What the task requires => Copy out all lines of the records in which the word "this" appears.
**** Input material ****
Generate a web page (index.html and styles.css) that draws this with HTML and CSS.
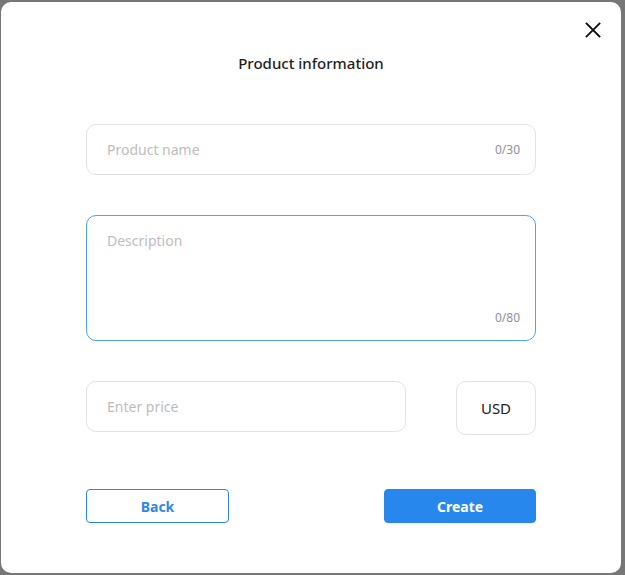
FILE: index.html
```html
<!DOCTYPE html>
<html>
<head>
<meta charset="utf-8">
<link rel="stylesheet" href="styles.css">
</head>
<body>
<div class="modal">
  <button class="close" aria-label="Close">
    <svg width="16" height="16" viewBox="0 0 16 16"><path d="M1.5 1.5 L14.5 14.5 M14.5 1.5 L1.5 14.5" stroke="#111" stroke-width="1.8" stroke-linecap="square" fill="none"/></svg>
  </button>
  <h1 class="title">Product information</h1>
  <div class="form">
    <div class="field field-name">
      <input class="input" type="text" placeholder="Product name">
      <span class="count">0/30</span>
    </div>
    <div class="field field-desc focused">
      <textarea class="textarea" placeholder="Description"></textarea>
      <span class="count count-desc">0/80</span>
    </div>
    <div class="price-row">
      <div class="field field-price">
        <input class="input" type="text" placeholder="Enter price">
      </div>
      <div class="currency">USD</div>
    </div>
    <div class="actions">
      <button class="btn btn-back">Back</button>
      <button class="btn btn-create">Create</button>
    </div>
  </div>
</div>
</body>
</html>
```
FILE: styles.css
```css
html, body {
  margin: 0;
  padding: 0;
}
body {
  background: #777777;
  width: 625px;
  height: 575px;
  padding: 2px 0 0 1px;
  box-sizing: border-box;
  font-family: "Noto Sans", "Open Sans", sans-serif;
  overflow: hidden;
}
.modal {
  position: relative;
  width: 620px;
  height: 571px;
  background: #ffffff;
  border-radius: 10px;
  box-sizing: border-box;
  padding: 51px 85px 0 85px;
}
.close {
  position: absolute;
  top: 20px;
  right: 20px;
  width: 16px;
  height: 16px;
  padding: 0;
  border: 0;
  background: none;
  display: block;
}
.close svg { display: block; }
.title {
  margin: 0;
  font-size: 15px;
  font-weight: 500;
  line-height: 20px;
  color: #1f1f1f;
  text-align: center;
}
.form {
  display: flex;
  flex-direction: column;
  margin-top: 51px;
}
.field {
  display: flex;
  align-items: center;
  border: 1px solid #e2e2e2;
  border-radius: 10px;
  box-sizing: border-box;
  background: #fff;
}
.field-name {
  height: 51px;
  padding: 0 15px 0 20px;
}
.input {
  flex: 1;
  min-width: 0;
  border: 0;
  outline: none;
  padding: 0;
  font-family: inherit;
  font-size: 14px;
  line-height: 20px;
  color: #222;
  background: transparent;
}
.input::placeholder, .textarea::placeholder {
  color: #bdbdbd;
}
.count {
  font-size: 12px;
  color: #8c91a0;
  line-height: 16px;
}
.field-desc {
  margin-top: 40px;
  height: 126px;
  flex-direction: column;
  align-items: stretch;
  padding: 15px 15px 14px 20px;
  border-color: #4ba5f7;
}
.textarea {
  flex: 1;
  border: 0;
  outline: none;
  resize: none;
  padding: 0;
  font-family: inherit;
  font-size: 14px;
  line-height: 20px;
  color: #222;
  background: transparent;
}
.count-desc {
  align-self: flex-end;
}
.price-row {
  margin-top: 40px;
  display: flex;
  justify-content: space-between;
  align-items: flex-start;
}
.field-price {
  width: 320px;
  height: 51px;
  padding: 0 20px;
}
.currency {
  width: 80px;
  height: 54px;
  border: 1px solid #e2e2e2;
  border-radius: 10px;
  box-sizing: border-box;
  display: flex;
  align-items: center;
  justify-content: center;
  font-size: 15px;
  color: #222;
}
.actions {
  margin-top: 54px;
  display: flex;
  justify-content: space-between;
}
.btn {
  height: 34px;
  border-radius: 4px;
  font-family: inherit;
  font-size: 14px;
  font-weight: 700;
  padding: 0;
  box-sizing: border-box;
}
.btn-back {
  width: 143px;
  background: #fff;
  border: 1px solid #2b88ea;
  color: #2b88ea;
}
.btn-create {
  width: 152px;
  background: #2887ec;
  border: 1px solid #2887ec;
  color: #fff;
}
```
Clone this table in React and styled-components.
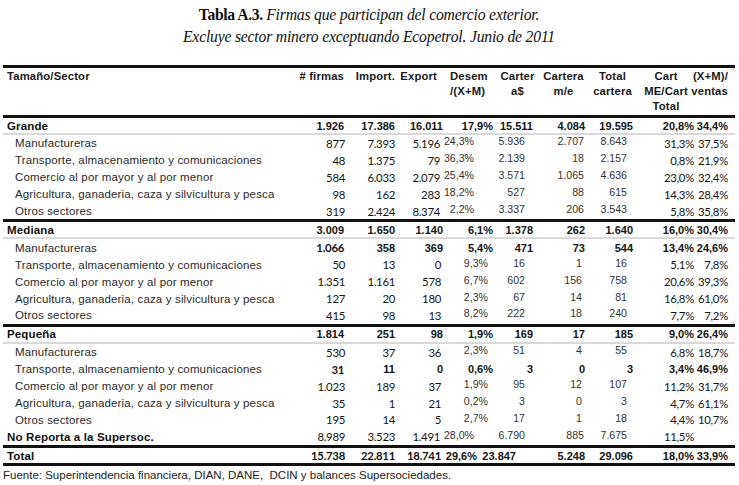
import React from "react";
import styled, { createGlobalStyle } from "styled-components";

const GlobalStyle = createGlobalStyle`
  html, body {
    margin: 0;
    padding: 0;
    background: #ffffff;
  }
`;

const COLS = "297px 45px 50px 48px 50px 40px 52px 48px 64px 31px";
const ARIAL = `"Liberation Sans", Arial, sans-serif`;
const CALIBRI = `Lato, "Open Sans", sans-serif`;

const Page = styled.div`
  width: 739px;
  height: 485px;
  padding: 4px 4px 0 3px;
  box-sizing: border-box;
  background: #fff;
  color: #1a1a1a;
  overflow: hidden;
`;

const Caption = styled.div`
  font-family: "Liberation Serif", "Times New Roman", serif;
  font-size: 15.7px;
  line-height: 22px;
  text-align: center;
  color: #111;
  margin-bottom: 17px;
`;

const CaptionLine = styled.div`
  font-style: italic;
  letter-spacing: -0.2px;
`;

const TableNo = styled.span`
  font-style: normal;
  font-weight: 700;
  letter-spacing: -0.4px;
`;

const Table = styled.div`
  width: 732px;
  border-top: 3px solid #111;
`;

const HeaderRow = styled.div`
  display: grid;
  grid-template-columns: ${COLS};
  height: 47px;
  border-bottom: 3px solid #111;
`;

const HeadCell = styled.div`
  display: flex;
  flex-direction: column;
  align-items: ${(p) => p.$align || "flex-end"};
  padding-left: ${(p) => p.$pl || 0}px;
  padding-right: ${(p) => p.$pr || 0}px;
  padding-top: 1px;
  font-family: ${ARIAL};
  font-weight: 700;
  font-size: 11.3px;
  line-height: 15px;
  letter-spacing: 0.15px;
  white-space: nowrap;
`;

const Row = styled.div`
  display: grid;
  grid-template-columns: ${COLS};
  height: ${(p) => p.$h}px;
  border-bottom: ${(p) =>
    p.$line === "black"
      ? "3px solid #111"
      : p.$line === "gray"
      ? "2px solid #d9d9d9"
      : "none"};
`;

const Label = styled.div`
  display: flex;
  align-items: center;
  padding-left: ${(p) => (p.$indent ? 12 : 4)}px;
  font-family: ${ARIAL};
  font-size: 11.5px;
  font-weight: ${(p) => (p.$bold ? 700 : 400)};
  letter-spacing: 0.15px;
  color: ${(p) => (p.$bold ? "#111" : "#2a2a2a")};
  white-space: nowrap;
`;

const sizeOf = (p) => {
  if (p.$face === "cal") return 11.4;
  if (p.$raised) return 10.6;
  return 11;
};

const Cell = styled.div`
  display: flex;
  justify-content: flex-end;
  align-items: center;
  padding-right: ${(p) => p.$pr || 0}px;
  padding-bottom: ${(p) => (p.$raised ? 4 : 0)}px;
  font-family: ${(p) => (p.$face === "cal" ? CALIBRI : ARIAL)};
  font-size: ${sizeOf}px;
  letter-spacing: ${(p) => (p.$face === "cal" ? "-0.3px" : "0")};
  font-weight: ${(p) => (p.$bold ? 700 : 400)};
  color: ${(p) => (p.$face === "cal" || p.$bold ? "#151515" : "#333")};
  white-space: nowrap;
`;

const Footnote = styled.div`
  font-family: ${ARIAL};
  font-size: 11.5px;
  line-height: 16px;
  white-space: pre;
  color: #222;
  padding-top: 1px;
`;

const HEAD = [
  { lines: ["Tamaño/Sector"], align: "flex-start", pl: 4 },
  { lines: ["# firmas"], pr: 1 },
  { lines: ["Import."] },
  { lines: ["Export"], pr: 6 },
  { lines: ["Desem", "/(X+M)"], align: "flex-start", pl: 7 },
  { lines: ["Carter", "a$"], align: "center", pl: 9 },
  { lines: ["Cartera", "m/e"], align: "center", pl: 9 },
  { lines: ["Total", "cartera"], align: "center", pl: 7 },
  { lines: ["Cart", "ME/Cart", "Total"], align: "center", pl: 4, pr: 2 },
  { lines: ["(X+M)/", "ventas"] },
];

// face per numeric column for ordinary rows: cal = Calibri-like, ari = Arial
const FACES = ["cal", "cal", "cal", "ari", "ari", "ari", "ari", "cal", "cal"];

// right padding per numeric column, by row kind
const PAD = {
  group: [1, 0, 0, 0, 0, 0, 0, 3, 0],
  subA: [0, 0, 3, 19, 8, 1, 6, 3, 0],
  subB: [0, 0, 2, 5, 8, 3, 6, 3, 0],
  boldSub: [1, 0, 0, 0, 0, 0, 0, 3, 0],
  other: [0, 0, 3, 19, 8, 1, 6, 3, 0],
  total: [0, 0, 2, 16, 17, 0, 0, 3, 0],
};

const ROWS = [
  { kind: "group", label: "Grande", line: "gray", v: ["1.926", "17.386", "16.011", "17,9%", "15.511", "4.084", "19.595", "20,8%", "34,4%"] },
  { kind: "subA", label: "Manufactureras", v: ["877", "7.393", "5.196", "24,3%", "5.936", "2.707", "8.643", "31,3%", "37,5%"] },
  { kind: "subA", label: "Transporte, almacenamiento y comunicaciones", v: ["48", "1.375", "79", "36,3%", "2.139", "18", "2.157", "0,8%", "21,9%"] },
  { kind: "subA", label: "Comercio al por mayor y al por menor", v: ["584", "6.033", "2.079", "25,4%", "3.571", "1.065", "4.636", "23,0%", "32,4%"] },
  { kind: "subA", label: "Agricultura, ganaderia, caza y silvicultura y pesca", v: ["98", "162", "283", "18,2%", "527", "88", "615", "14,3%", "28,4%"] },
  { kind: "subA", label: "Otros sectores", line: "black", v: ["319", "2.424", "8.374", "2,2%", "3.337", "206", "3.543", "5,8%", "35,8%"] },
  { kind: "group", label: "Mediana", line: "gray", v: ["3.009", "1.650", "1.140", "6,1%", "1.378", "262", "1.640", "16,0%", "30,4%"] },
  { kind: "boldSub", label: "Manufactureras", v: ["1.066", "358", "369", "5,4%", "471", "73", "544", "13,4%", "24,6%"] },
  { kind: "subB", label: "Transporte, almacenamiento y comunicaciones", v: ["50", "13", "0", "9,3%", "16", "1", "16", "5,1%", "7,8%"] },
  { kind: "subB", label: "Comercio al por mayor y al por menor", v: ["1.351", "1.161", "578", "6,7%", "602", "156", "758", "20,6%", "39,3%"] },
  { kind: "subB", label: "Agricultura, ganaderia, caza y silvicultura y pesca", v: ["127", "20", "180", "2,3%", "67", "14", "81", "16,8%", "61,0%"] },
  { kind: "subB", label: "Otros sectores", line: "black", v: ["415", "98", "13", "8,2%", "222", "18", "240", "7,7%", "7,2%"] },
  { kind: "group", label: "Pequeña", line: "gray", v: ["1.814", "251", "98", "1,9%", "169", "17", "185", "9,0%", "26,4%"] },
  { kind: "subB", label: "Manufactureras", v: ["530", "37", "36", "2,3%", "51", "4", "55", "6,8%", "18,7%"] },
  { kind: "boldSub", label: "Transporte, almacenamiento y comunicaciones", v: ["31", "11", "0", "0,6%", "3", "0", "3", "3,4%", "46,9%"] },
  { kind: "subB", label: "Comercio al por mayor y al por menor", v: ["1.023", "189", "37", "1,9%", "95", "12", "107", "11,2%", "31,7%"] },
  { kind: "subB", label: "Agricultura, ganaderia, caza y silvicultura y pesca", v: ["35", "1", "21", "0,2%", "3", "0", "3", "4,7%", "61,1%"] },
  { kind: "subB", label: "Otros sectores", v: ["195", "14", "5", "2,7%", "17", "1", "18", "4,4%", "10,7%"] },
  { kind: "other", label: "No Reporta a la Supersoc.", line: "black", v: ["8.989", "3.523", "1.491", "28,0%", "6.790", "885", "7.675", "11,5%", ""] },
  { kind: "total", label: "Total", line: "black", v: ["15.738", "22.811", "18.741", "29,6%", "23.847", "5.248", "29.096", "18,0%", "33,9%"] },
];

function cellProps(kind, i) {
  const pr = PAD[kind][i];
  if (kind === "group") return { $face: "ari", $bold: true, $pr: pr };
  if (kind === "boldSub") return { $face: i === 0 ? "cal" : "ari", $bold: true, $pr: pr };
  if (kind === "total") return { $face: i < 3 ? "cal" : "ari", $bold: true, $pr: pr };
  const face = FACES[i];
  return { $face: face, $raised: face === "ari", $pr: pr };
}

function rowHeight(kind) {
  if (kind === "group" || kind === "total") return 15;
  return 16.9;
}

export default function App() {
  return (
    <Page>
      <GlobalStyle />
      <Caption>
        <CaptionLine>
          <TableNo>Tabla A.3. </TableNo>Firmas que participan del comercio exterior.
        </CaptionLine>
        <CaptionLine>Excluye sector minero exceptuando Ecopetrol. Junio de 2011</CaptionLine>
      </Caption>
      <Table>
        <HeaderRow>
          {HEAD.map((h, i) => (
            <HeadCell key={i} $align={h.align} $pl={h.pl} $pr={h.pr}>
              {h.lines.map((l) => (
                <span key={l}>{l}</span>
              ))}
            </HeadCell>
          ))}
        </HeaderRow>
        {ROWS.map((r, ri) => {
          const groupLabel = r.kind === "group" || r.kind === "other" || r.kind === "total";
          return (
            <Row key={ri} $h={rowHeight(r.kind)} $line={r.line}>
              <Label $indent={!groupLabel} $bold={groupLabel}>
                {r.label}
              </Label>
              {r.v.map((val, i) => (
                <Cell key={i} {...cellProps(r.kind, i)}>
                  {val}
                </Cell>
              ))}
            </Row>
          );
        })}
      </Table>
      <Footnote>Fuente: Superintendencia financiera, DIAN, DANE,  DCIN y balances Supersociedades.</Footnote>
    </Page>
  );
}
****
Complete answer =>
Generate a web page (index.html and styles.css) that draws this with HTML and CSS.
Clone this table in React and styled-components.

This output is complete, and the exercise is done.